We used the PCA subtests and the PEAK-DT and PEAK-G indirect assessment to select the best-fit 20 target programs from each module that would be appropriate during the intervention. All PEAK programs are implemented using a discrete-trial training arrangement. In PEAK-DT, all correct responses are directly reinforced. In PEAK-G, a subset of trials can result in direct reinforcement of correct responses, and other trials (i.e., generalization test trials) are never reinforced. In PEAK-E, trained relation trials provide direct reinforcement of correct responses, and derived relational test responses are never reinforced. PEAK-T operates similarly to PEAK-E with the addition of transformation test trials that require the participants to engage in new behavior that involves the target relations without reinforcement. PEAK programs correspond directly to the assessment results and provide a goal statement, a list of materials, a task analysis for implementation, and a list of exemplar stimuli.

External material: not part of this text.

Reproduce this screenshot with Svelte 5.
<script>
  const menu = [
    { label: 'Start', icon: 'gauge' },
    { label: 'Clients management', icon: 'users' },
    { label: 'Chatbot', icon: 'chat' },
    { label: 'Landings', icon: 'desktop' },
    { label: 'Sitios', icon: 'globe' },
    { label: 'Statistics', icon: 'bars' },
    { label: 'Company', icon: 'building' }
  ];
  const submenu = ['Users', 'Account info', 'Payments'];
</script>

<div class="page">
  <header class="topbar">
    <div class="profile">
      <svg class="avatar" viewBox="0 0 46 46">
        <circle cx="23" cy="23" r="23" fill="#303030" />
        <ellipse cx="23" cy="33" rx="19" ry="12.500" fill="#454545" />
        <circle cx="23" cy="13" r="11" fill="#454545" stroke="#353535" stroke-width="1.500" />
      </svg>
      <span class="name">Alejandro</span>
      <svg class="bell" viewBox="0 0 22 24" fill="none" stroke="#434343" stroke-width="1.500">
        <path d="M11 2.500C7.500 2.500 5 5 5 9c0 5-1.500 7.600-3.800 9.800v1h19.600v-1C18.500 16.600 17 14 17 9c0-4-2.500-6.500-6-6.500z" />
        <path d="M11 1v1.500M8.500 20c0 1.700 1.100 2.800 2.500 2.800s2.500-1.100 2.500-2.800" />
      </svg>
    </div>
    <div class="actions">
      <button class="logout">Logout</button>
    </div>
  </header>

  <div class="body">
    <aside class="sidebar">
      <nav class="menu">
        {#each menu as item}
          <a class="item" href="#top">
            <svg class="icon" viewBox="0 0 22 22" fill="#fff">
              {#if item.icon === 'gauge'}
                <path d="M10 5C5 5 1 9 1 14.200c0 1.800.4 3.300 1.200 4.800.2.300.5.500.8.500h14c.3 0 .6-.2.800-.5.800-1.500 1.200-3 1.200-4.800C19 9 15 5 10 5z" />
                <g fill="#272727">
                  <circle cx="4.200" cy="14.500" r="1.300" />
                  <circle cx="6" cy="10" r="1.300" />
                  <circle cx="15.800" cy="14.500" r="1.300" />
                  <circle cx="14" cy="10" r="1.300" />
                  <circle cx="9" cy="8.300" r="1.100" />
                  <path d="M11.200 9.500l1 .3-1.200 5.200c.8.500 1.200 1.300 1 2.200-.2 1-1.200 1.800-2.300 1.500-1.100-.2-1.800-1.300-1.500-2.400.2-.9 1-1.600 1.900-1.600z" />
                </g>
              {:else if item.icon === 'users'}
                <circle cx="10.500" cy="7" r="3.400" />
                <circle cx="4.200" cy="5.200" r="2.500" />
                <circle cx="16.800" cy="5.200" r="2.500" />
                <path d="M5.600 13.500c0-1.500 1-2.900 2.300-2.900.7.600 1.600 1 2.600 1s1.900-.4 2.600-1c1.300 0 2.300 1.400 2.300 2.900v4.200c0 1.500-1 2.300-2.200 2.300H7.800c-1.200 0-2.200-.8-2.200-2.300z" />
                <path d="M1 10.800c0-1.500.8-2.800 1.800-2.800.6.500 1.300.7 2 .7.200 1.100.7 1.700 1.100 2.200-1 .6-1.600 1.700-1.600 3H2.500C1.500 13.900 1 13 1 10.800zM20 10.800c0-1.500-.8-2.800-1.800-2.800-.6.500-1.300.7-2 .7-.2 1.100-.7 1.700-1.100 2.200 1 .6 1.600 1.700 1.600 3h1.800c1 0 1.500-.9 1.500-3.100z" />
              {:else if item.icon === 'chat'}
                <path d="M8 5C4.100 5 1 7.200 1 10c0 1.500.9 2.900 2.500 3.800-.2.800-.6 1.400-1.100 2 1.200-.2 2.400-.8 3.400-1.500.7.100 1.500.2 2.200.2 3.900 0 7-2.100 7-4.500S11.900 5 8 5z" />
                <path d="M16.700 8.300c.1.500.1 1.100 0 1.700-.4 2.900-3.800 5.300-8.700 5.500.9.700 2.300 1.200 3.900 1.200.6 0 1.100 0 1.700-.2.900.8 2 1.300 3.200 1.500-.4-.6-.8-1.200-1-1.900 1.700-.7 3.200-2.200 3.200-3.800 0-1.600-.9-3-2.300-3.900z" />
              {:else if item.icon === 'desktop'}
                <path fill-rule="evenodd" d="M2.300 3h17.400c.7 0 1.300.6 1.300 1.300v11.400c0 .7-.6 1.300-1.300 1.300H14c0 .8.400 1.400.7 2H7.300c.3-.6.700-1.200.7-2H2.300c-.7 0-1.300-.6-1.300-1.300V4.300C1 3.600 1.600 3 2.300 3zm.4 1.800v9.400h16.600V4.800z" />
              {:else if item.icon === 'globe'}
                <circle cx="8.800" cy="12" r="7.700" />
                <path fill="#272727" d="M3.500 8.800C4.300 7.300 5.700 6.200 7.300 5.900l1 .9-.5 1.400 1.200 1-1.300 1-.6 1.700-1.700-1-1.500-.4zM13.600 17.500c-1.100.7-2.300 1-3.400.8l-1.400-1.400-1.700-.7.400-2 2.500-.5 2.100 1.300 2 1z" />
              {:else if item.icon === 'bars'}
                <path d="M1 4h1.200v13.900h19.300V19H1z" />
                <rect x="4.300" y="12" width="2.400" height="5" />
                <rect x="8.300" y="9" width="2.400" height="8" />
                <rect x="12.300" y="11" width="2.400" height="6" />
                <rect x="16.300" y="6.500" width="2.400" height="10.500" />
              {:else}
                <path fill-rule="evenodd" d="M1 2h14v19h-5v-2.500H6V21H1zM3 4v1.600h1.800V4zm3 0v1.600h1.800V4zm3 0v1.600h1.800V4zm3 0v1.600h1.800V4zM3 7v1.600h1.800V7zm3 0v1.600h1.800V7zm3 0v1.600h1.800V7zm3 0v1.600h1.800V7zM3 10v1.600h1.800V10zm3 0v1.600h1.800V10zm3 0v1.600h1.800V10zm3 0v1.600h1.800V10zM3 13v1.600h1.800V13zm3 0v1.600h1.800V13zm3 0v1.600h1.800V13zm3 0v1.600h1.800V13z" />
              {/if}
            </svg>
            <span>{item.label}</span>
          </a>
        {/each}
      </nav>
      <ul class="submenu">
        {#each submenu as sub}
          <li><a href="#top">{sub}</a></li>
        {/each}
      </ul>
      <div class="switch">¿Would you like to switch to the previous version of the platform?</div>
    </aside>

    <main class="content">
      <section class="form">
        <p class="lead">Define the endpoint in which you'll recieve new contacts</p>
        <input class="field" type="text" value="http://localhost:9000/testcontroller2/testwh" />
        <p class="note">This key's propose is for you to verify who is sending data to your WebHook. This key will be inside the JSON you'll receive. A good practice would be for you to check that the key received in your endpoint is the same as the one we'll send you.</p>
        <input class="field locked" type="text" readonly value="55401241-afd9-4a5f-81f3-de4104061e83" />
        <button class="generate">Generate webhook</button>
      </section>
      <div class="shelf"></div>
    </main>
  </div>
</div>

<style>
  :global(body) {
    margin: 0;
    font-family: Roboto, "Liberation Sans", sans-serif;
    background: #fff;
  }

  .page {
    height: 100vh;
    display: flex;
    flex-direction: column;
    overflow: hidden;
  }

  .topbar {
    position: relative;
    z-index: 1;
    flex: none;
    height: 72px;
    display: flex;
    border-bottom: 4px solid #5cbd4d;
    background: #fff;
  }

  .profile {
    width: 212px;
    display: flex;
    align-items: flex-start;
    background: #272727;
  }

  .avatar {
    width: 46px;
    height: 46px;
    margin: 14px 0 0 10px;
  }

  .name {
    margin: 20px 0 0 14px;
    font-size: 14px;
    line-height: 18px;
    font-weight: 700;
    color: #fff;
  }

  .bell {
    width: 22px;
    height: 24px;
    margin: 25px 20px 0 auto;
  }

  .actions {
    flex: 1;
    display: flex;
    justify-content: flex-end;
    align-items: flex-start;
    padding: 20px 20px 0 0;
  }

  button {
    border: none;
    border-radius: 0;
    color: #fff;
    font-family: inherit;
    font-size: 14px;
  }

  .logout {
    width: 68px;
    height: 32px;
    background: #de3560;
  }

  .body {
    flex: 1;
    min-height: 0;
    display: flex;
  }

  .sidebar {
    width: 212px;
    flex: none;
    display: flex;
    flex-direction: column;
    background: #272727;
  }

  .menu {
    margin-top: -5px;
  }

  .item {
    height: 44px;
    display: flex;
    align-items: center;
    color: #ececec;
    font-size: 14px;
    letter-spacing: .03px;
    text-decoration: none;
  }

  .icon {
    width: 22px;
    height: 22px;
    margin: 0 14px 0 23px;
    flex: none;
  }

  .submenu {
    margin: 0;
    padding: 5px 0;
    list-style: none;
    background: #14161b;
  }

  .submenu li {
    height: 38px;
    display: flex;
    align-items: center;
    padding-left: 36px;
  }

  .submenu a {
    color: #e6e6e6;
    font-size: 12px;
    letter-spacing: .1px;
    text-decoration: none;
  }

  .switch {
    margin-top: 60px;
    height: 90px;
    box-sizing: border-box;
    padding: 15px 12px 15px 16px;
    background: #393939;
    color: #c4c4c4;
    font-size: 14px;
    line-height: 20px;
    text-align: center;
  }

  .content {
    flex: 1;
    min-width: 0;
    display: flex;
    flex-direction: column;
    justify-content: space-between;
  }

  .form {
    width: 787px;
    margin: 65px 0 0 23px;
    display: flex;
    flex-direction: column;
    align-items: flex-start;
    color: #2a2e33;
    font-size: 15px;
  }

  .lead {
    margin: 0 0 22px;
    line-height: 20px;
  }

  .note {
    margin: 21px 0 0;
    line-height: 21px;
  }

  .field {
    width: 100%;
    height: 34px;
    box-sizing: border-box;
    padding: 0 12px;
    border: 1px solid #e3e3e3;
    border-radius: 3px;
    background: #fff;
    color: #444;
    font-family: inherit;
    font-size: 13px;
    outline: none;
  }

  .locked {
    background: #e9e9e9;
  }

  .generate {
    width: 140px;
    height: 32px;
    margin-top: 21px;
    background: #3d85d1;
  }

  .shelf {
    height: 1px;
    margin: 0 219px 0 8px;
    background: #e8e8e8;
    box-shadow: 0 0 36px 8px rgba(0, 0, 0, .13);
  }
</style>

Implementers then record 1 to 30 potential stimuli that are targeted within the program. Implementers can also add stimuli to the program in levels. For example, 10 Level 1 stimuli may be introduced, and once the stimuli are mastered, an additional 10 Level 2 stimuli may be subsequently introduced. In general, 10 Level 1 stimuli were introduced for PEAK-DT programs, followed by 10 Level 2 stimuli once mastered. For generalization, five training stimuli and five testing stimuli were initially introduced (Level 1), followed by a new set of stimuli (Level 2). For equivalence, a class could contain multiple relations (e.g., train A = B and test B = A). In general, we introduced four classes in Level 1 and an additional four classes in Level 2. The number of new “verbal behavior targets” was equal to the number of classes multiplied by the number of relations (e.g., train A = B and test B = A across four classes equals eight target behaviors). This same strategy was used for PEAK-T programs.

In addition to the PEAK programs, materials were developed specific to each program. Stimuli were also individualized based on the age and interests of each participant. All participants underwent the same token economy reinforcement system that involved a 5-token board. Tokens were exchanged for access to preferred items, including access to classroom toys, the swing, and classroom tablets, as well as edible stimuli provided in the classroom or by the caregivers. Reinforcers varied considerably across participants and over time. Implementation fidelity was assessed using the fidelity measure reported by Dixon et al. (2019). For all implementers, we assessed five 10-trial blocks by reviewing videos of staff implementing PEAK programming. Implementation fidelity was 94% (range 88%–100%).

Procedure

At the beginning of the academic semester, we completed the PCA with all participants. The initial assessment served as a pretest measure. Over the course of 3 months, we conducted multiple PEAK programs within a multiple-probe design across PEAK programs as described by Belisle et al. (2021). First, identified programs were tested under baseline conditions (i.e., no prompts, feedback, or reinforcers were used within a 10-trial block). If the participants scored below 80% correct responding, a second probe was conducted prior to implementing the program. If the score was again below 80%, then the program was part of the intervention. Staggering of the intervention as required within multiple-baseline logic was achieved by testing new programs once earlier programs were mastered. Our goal was to conduct four to eight programs, evenly distributed across the four PEAK modules, simultaneously. The total number of programs targeted throughout the intervention varied as a function of the rate of program mastery, and the total number of skills targeted within each program varied as a function of the module that the program came from, as well as additional considerations from the teacher and the paraprofessionals. A summary of the target programs is provided in the Supplemental Materials. Training was conducted in 10-trial blocks until mastery was achieved for training and testing targets within Level 1 and again for Level 2. The mastery criterion was three consecutive trial blocks with 90% or greater independent correct responding. Training involved the delivery of tokens for correct or prompted responses with prompt fading specific to each program. Five tokens were exchanged for access to preferred reinforcers.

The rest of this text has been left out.